What is Asana?
Asana is a project and task management platform that focuses on clarity and structure to allow teams to keep track of priorities, projects, and deadlines.
The tool is built around a simple vision: each task has a manager, a due date and belongs to an unambiguously structured project.
This approach makes it one of the most popular solutions for teams that need a rigorous tool without excessive complexity.
Asana focuses on clarity and the user experience rather than the accumulation of features.
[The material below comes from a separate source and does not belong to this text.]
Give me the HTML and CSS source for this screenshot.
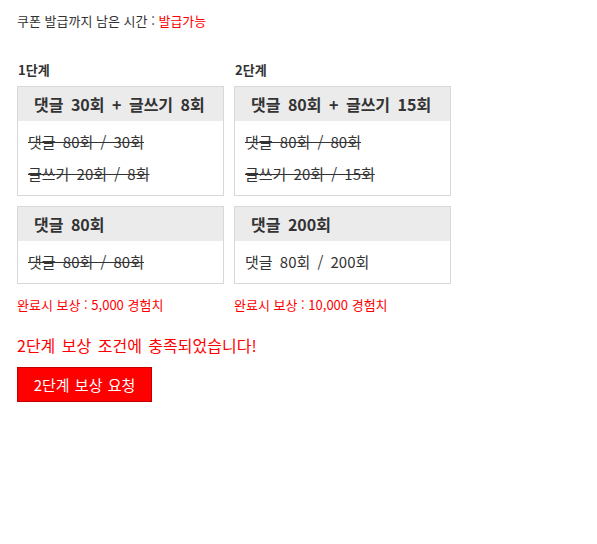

Each task always has an owner, a date and a context.
Key features for B2B teams
- List views, kanban board, timeline (Gantt), calendar and workload to adapt the display to each need.
- Dependencies between tasks to identify bottlenecks and adjust priorities in real time.
- Automation rules (Rules) to trigger automatic actions on projects (assignment, status change, notifications).
- Goals to link tasks and projects to the organization's strategic goals.
- Asana Intelligence: AI for load balancing, project summaries, and subtask generation.
- 200+ native integrations with Slack, Google Drive, Salesforce, Salesforce, Zoom, Jira, HubSpot, and more.
Asana offers a smooth user experience and a quick start, with a much smoother learning curve than ClickUp.
For whom and in what contexts?
Asana is for structured teams who need a clear framework for managing projects and recurring tasks without having to set up a tool from start to finish.
It is particularly suitable for marketing, creative teams, and organizations where clear responsibilities are a priority.
- Marketing teams that coordinate campaigns, launches, and content with specific timelines and milestones.
- Creative teams (agencies, studios) that manage incoming requests, reviews, and deliverables with standardized workflows.
- Departments and SMEs that want to link daily operations to clear and measurable strategic objectives.
Asana is especially relevant when adoption by the whole team is critical. Its intuitive interface reduces resistance to change.
Asana pricing
Asana offers per-user pricing with a free plan limited to 10 members, then paid plans that unlock advanced views and automations. The deals are more expensive than ClickUp on the high-end plans.
- Personal plan (free): up to 10 users, unlimited projects and tasks, list, board and calendar views.
- Starter plan ($10.99/user/month): timeline, custom fields, basic automations, and reports.
- Advanced Plan ($24.99/user/month): goals, project portfolios, resource management, and approvals.
- Enterprise plan: customized pricing, SAML/SSO, data control and priority support.
Asana is more expensive than ClickUp at the middle and higher levels — but its faster onboarding can make up for the extra cost for low-tech teams.

We-R reviews on Asana
Asana is the tool we recommend for teams that want to get started quickly, with minimal onboarding friction.
Its clean interface and ready-to-use workflows allow it to be operational in a few hours, where ClickUp will require several days of configuration.
- Manage marketing campaigns with clear timelines and defined responsibilities for each member.
- Coordinate creative teams or customer projects with standardized and reusable workflows.
- Follow team goals and link them to daily tasks to stay on the strategic course.
On the other hand, Asana shows its limits for teams that need a lot of customization or who are looking for the best feature/price ratio over the long term.
Asana is the right choice if speed of adoption is a priority: it is the most accessible project management tool among business solutions.
Alternatives and tools similar to Asana
Several tools are positioned directly against Asana in the project management market.
- ClickUp : more customization and better feature/price ratio, but a longer learning curve and a busier interface.
- Monday.com : very similar in terms of accessibility, with an even more visual and dashboard-centric approach.
- Notion : better for documentation and the knowledge base, but less structured for monitoring complex projects.
Faced with its alternatives, Asana focuses on clarity and ease of adoption — ideal for teams that want to move forward without drowning in configuration.